In poco più di nove, dense ore di presenza fra Prato e Firenze, Jorge Bergoglio conferma di avere un apprezzamento che va oltre le, pur forti e radicate, comunità ecclesiastiche locali. Il tutto esaurito nello stadio Comunale fiorentino (55mila presenti), e la piazza del Duomo pratese gremita, sono istantanee toccanti di un seguito che il papa che viene dalla fine del mondo ha saputo conquistare. Anche grazie ad alcuni lievi strappi al cerimoniale, come quando il pontefice, allungando il testo già consegnato ai media, ha ricordato la tragedia della Teresa Moda, il capannone del Macrolotto pratese in cui il primo dicembre 2013 morirono asfissiati e bruciati sette operai cinesi. Sette wu-min, i “senza nome” che a migliaia contribuiscono a mandare avanti il principale distretto tessile italiano.
“La sacralità di ogni essere umano richiede per ognuno rispetto, accoglienza, e un lavoro degno – ha scandito papa Francesco – mi permetto qui di ricordare i cinque uomini e le due donne di cittadinanza cinese morti due anni fa. Vivevano e dormivano all’interno dello stesso capannone industriale in cui lavoravano. In una zona era stato ricavato un piccolo dormitorio in cartone e cartongesso, con letti sovrapposti per sfruttare l’altezza della struttura. È una tragedia dello sfruttamento e delle condizioni inumane di vita, e questo non è lavoro degno”.

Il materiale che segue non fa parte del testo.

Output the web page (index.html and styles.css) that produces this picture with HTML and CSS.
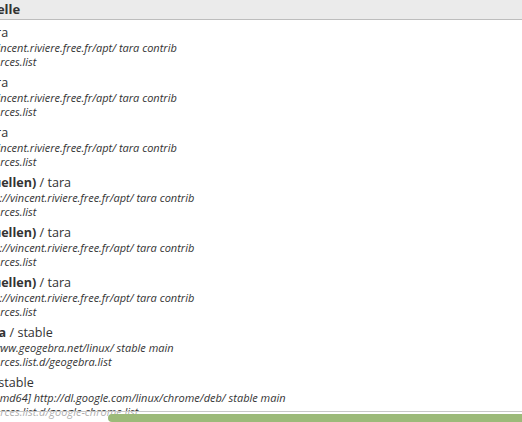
FILE: index.html
```html
<!DOCTYPE html>
<html lang="de">
<head>
  <meta charset="UTF-8" />
  <title>Quellen</title>
  <link rel="stylesheet" href="styles.css">
</head>
<body>
  <div class="view">
    <div class="content">
      <div class="header"><span class="col">Quelle</span></div>
      <div class="list">
        <div class="row">
          <div class="title"><b>Mint</b> / tara</div>
          <div class="line">deb http://vincent.riviere.free.fr/apt/ tara contrib</div>
          <div class="line">/etc/apt/sources.list</div>
        </div>
        <div class="row">
          <div class="title"><b>Mint</b> / tara</div>
          <div class="line">deb http://vincent.riviere.free.fr/apt/ tara contrib</div>
          <div class="line">/etc/apt/sources.list</div>
        </div>
        <div class="row">
          <div class="title"><b>Mint</b> / tara</div>
          <div class="line">deb http://vincent.riviere.free.fr/apt/ tara contrib</div>
          <div class="line">/etc/apt/sources.list</div>
        </div>
        <div class="row">
          <div class="title"><b>Atari (Quellen)</b> / tara</div>
          <div class="line">deb-src http://vincent.riviere.free.fr/apt/ tara contrib</div>
          <div class="line">/etc/apt/sources.list</div>
        </div>
        <div class="row">
          <div class="title"><b>Atari (Quellen)</b> / tara</div>
          <div class="line">deb-src http://vincent.riviere.free.fr/apt/ tara contrib</div>
          <div class="line">/etc/apt/sources.list</div>
        </div>
        <div class="row">
          <div class="title"><b>Atari (Quellen)</b> / tara</div>
          <div class="line">deb-src http://vincent.riviere.free.fr/apt/ tara contrib</div>
          <div class="line">/etc/apt/sources.list</div>
        </div>
        <div class="row">
          <div class="title"><b>GeoGebra</b> / stable</div>
          <div class="line">deb http://www.geogebra.net/linux/ stable main</div>
          <div class="line">/etc/apt/sources.list.d/geogebra.list</div>
        </div>
        <div class="row">
          <div class="title"><b>Google</b> / stable</div>
          <div class="line">deb [arch=amd64] http://dl.google.com/linux/chrome/deb/ stable main</div>
          <div class="line">/etc/apt/sources.list.d/google-chrome.list</div>
        </div>
      </div>
    </div>
    <div class="hscroll"><div class="thumb"></div></div>
  </div>
</body>
</html>
```

FILE: styles.css
```css
body {
  margin: 0;
  font-family: 'Open Sans', 'Liberation Sans', sans-serif;
  color: #333;
  background: #fff;
}
.view {
  position: relative;
  width: 522px;
  height: 422px;
  overflow: hidden;
}
.content {
  margin-left: -59px;
}
.header {
  height: 19px;
  background: #ebebeb;
  border-bottom: 1px solid #bdbdbd;
  font-size: 13px;
  font-weight: bold;
  line-height: 19px;
}
.header .col {
  padding-left: 37px;
}
.list {
  padding-top: 3px;
}
.row {
  height: 50px;
  white-space: nowrap;
}
.title {
  font-size: 12.6px;
  line-height: 17px;
  padding: 1px 0 0 3px;
}
.line {
  font-size: 11px;
  font-style: italic;
  line-height: 14px;
}
.hscroll {
  position: absolute;
  left: 0;
  right: 0;
  bottom: 0;
  height: 10px;
  border-top: 1px solid #c8c8c8;
  background: rgba(255, 255, 255, 0.6);
}
.thumb {
  margin: 2px 0 0 108px;
  height: 8px;
  background: #9cba79;
  border-radius: 4px 0 0 4px;
}
```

Di strada da fare, ha implicitamente ammonito Bergoglio, ce n’è tanta. A riprova, i dati più recenti del progetto “Lavoro sicuro”, avviato dalla Regione Toscana, dalla Asl di Prato e dalla magistratura dopo la strage del Macrolotto, segnalano che nel 68,8% dei controlli fatti fino a settembre, per complessive 3.341 aziende tessili sulle 7.700 attive fra Firenze, Prato, Pistoia e l’Empolese Valdelsa, sono state rilevate irregolarità. Le principali (827) nei macchinari insicuri utilizzati per le lavorazioni; poi negli impianti elettrici non a norma (774); nelle terribili condizioni igieniche (649); nella presenza dei dormitori (340), e di cucine (152) nei capannoni. Per 186 aziende sono scattati i sequestri e le chiusure. E il lavoro va avanti, con l’obiettivo di controllare altre 1.100 imprese entro la fine dell’anno.
Dopo Prato, anche l’arrivo di Bergoglio a Firenze è stato salutato con enorme calore dalla città, che fino al tramonto si è praticamente fermata. Era dai tempi del Forum sociale europeo del 2002, quando una buona metà dei fiorentini fuggì temendo le orde vandaliche evocate da Oriana Fallaci, che le principali direttrici della mobilità non apparivano così scorrevoli. Da parte sua papa Francesco non si è certo risparmiato, nelle ormai consuete tappe – il viaggio in papamobile, il bacio al neonato, il pranzo alla Caritas – che scandiscono le sue trasferte.
Va ricordato infine un altro passaggio felicemente anomalo, questa volta in Santa Maria del Fiore. “La Chiesa italiana ha grandi santi, il cui esempio può aiutarla a vivere la fede con umiltà, disinteresse e letizia, da Francesco d’Assisi a Filippo Neri. Ma pensiamo anche alla semplicità di personaggi inventati come don Camillo che fa coppia con Peppone. Mi colpisce come nelle storie di Guareschi la preghiera di un buon parroco si unisca alla evidente vicinanza con la gente”. Non ci sono insomma soltanto i messaggi lanciati urbi et orbi (“Mi piace una Chiesa inquieta, sempre più vicina agli abbandonati, ai dimenticati, agli imperfetti. Desidero una Chiesa lieta col volto di mamma, che comprende, accompagna, accarezza. Sognate anche voi questa Chiesa, credete in essa, innovate con libertà”), c’è anche il richiamo alla peculiare storia italiana del secondo dopoguerra. Orfana, oggi, non certo di don Camillo, quanto di Peppone.